Task prompt:
Locate each line holding the string "page" and copy it.

Supplied records start

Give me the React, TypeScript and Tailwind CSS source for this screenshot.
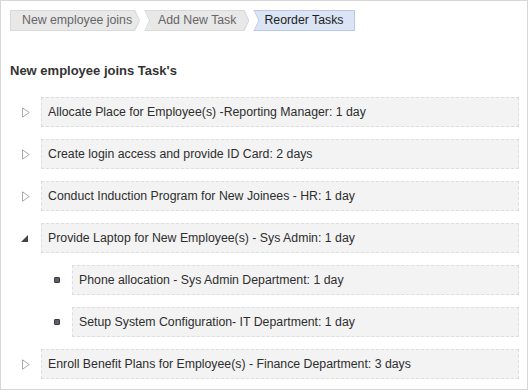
import React from 'react';

type Task = {
  label: string;
  expanded?: boolean;
  children?: string[];
};

const tasks: Task[] = [
  { label: 'Allocate Place for Employee(s) -Reporting Manager: 1 day' },
  { label: 'Create login access and provide ID Card: 2 days' },
  { label: 'Conduct Induction Program for New Joinees - HR: 1 day' },
  {
    label: 'Provide Laptop for New Employee(s) - Sys Admin: 1 day',
    expanded: true,
    children: [
      'Phone allocation - Sys Admin Department: 1 day',
      'Setup System Configuration- IT Department: 1 day',
    ],
  },
  { label: 'Enroll Benefit Plans for Employee(s) - Finance Department: 3 days' },
];

const crumbs = ['New employee joins', 'Add New Task', 'Reorder Tasks'];

const shapes = [
  'polygon(0 0, calc(100% - 5px) 0, 100% 50%, calc(100% - 5px) 100%, 0 100%)',
  'polygon(0 0, calc(100% - 5px) 0, 100% 50%, calc(100% - 5px) 100%, 0 100%, 5px 50%)',
  'polygon(0 0, 100% 0, 100% 100%, 0 100%, 5px 50%)',
];

const pads = ['pl-[11px] pr-[7px]', 'pl-[13px] pr-[12px]', 'pl-[10px] pr-[11px]'];

const Crumb: React.FC<{ label: string; index: number; active: boolean }> = ({ label, index, active }) => (
  <div
    className={`h-[21px] p-px ${active ? 'bg-[#b7c9e6]' : 'bg-[#d9d9d9]'}`}
    style={{ clipPath: shapes[index] }}
  >
    <div
      className={`h-full flex items-center text-[12.3px] leading-none ${
        active ? 'bg-[#dae4f4] text-[#222]' : 'bg-[#e8e8e8] text-[#666]'
      } ${pads[index]}`}
      style={{ clipPath: shapes[index] }}
    >
      {label}
    </div>
  </div>
);

const CollapsedIcon = () => (
  <svg width="8" height="11" viewBox="0 0 8 11">
    <path d="M0.5 0.8 L7.2 5.5 L0.5 10.2 Z" fill="none" stroke="#a9a9a9" strokeWidth="1" />
  </svg>
);

const ExpandedIcon = () => (
  <svg width="7" height="7" viewBox="0 0 7 7">
    <path d="M7 0 L7 7 L0 7 Z" fill="#444" />
  </svg>
);

const Bullet = () => (
  <span className="block w-[6px] h-[6px] rounded-[1px] bg-[#5c6068] border border-[#3a3d42]" />
);

const Box: React.FC<{ children: React.ReactNode }> = ({ children }) => (
  <div className="flex-1 h-[30px] flex items-center pl-[6px] bg-[#f3f3f3] border border-dashed border-[#dedede] text-[12.3px] text-[#2e2e2e]">
    {children}
  </div>
);

export default function App() {
  return (
    <div className="w-[528px] h-[390px] border border-[#d6d6d6] bg-white font-['Liberation_Sans',Arial,sans-serif] overflow-hidden">
      <div className="flex gap-[4px] pt-[9px] pl-[9px]">
        {crumbs.map((c, i) => (
          <Crumb key={c} label={c} index={i} active={i === crumbs.length - 1} />
        ))}
      </div>

      <h2 className="mt-[32px] pl-[9px] text-[13px] leading-[16px] font-bold text-[#333]">
        New employee joins Task's
      </h2>

      <div className="mt-[18px] pl-[9px] pr-[8px] flex flex-col gap-[12px]">
        {tasks.map((t) => (
          <div key={t.label} className="flex flex-col gap-[12px]">
            <div className="flex items-center">
              <div className="w-[31px] flex items-center">
                {t.expanded ? (
                  <span className="ml-[11px] mt-[1px]">
                    <ExpandedIcon />
                  </span>
                ) : (
                  <span className="ml-[12px]">
                    <CollapsedIcon />
                  </span>
                )}
              </div>
              <Box>{t.label}</Box>
            </div>
            {t.expanded &&
              t.children?.map((c) => (
                <div key={c} className="flex items-center pl-[31px]">
                  <div className="w-[31px] flex items-center">
                    <span className="ml-[13px]">
                      <Bullet />
                    </span>
                  </div>
                  <Box>{c}</Box>
                </div>
              ))}
          </div>
        ))}
      </div>
    </div>
  );
}
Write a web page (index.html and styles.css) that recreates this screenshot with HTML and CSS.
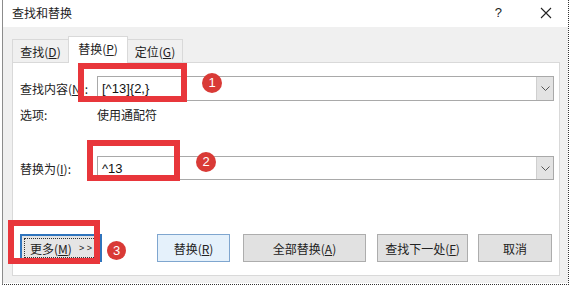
FILE: index.html
```html
<!DOCTYPE html>
<html lang="zh-CN">
<head>
    <meta charset="UTF-8">
    <title>查找和替换</title>
    <link rel="stylesheet" href="styles.css">
</head>
<body>
<div class="page">
    <div class="window">
        <div class="titlebar">
            <span class="title">查找和替换</span>
            <span class="help">?</span>
            <svg class="close" width="12" height="12" viewBox="0 0 12 12">
                <path d="M1 1 L11 11 M11 1 L1 11" stroke="#222" stroke-width="1.1" fill="none"/>
            </svg>
        </div>

        <div class="dialog">
            <!-- tabs -->
            <div class="tabs">
                <div class="tab tab-find">查找(<u>D</u>)</div>
                <div class="tab tab-replace active">替换(<u>P</u>)</div>
                <div class="tab tab-goto">定位(<u>G</u>)</div>
            </div>

            <div class="panel">
                <div class="field">
                    <label class="label">查找内容(<u>N</u>):</label>
                    <div class="combo">
                        <span class="combo-text">[^13]{2,}</span>
                        <span class="combo-btn">
                            <svg width="9" height="5" viewBox="0 0 9 5"><path d="M0.5 0.5 L4.5 4.5 L8.5 0.5" stroke="#555" fill="none"/></svg>
                        </span>
                    </div>
                </div>

                <div class="option-row">
                    <span class="label">选项:</span>
                    <span>使用通配符</span>
                </div>

                <div class="field field-replace">
                    <label class="label">替换为(<u>I</u>):</label>
                    <div class="combo">
                        <span class="combo-text">^13</span>
                        <span class="combo-btn">
                            <svg width="9" height="5" viewBox="0 0 9 5"><path d="M0.5 0.5 L4.5 4.5 L8.5 0.5" stroke="#555" fill="none"/></svg>
                        </span>
                    </div>
                </div>

                <div class="buttons">
                    <button class="btn btn-more"><span class="focus">更多(<u>M</u>)<span class="more-arrows">&gt; &gt;</span></span></button>
                    <button class="btn btn-replace">替换(<u>R</u>)</button>
                    <button class="btn btn-all">全部替换(<u>A</u>)</button>
                    <button class="btn btn-next">查找下一处(<u>F</u>)</button>
                    <button class="btn btn-cancel">取消</button>
                </div>
            </div>
        </div>
    </div>

    <!-- annotations drawn over the dialog -->
    <div class="mark mark-1"></div>
    <div class="mark mark-2"></div>
    <div class="mark mark-3"></div>
    <div class="badge badge-1">1</div>
    <div class="badge badge-2">2</div>
    <div class="badge badge-3">3</div>
</div>
</body>
</html>
```

FILE: styles.css
```css
body {
    margin: 0;
    background-color: #ffffff;
    font-family: "Noto Sans CJK SC", "Liberation Sans", sans-serif;
    font-size: 12px;
    color: #222;
}

.page {
    position: relative;
    width: 570px;
    height: 287px;
    overflow: hidden;
}

.window {
    box-sizing: border-box;
    margin-left: 2px;
    width: 567px;
    height: 285px;
    border-left: 1px solid #8c8c8c;
    border-right: 1px dotted #333;
    border-bottom: 1px dotted #333;
}

.titlebar {
    height: 27px;
    background-color: #ffffff;
    display: flex;
    align-items: center;
    padding-left: 9px;
}

.title {
    flex: 1;
    margin-top: -2px;
}

.help {
    font-family: "Liberation Sans", sans-serif;
    font-size: 13px;
    margin-right: 38px;
    margin-top: -2px;
}

.close {
    margin-right: 16px;
    margin-top: -2px;
}

.dialog {
    background-color: #f0f0f0;
    height: 256px;
    padding: 9px 8px 0 9px;
    box-sizing: border-box;
}

/* Tabs */
.tabs {
    display: flex;
    align-items: flex-end;
    height: 26px;
}

.tab {
    box-sizing: border-box;
    height: 23px;
    border: 1px solid #d9d9d9;
    border-bottom: none;
    display: flex;
    align-items: center;
    justify-content: center;
    background-color: #f0f0f0;
}

.tab-find {
    width: 56px;
    border-right: none;
}

.tab-replace {
    width: 60px;
}

.tab-goto {
    width: 55px;
    border-left: none;
}

.tab.active {
    height: 27px;
    background-color: #ffffff;
    margin-bottom: -1px;
    position: relative;
    z-index: 1;
    padding-bottom: 3px;
}

/* Panel */
.panel {
    box-sizing: border-box;
    height: 214px;
    background-color: #ffffff;
    border: 1px solid #d9d9d9;
    padding: 13px 5px 0 7px;
}

.field {
    display: flex;
    align-items: center;
    height: 25px;
}

.field-replace {
    margin-top: 32px;
    height: 24px;
}

.label {
    width: 77px;
    flex-shrink: 0;
}

.combo {
    flex: 1;
    height: 100%;
    box-sizing: border-box;
    border: 1px solid #a9a9a9;
    display: flex;
    align-items: center;
}

.combo-text {
    flex: 1;
    padding-left: 4px;
    font-family: "Liberation Sans", sans-serif;
    font-size: 13px;
    color: #111;
}

.combo-btn {
    width: 17px;
    height: 100%;
    box-sizing: border-box;
    background-color: #e3e3e3;
    border-left: 1px solid #cfcfcf;
    display: flex;
    align-items: center;
    justify-content: center;
}

.option-row {
    display: flex;
    align-items: center;
    height: 20px;
    margin-top: 3px;
}

/* Buttons */
.buttons {
    display: flex;
    margin-top: 54px;
    height: 28px;
}

.btn {
    box-sizing: border-box;
    height: 28px;
    padding: 0;
    border: 1px solid #adadad;
    background-color: #e1e1e1;
    font-family: "Noto Sans CJK SC", "Liberation Sans", sans-serif;
    font-size: 12px;
    color: #222;
}

.btn-more {
    width: 82px;
    border: 2px solid #2f74bd;
    background-color: #e5e5e5;
    padding: 2px;
}

.btn-more .focus {
    display: flex;
    align-items: center;
    justify-content: center;
    height: 100%;
    border: 1px dotted #333;
    box-sizing: border-box;
}

.more-arrows {
    font-family: "Liberation Sans", sans-serif;
    font-size: 9px;
    margin-left: 7px;
}

.btn-replace {
    width: 73px;
    margin-left: 55px;
    background-color: #e5f1fb;
    border-color: #7fa6cf;
}

.btn-all {
    width: 123px;
    margin-left: 13px;
}

.btn-next {
    width: 91px;
    margin-left: 11px;
}

.btn-cancel {
    width: 74px;
    margin-left: 10px;
}

/* Red annotation boxes and numbered badges */
.mark {
    position: absolute;
    box-sizing: border-box;
    border: 6px solid #e8363b;
}

.mark-1 {
    left: 78px;
    top: 63px;
    width: 109px;
    height: 39px;
}

.mark-2 {
    left: 87px;
    top: 140px;
    width: 93px;
    height: 41px;
}

.mark-3 {
    left: 8px;
    top: 220px;
    width: 92px;
    height: 44px;
}

.badge {
    position: absolute;
    width: 20px;
    height: 20px;
    border-radius: 50%;
    background-color: #d93a36;
    color: #ffffff;
    font-family: "Liberation Sans", sans-serif;
    font-size: 13px;
    line-height: 20px;
    text-align: center;
}

.badge-1 {
    left: 202px;
    top: 73px;
}

.badge-2 {
    left: 196px;
    top: 152px;
}

.badge-3 {
    left: 107px;
    top: 241px;
    width: 19px;
    height: 19px;
    line-height: 19px;
}
```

Supplied records end

Completed exercise:
Write a web page (index.html and styles.css) that recreates this screenshot with HTML and CSS.
<div class="page">
.page {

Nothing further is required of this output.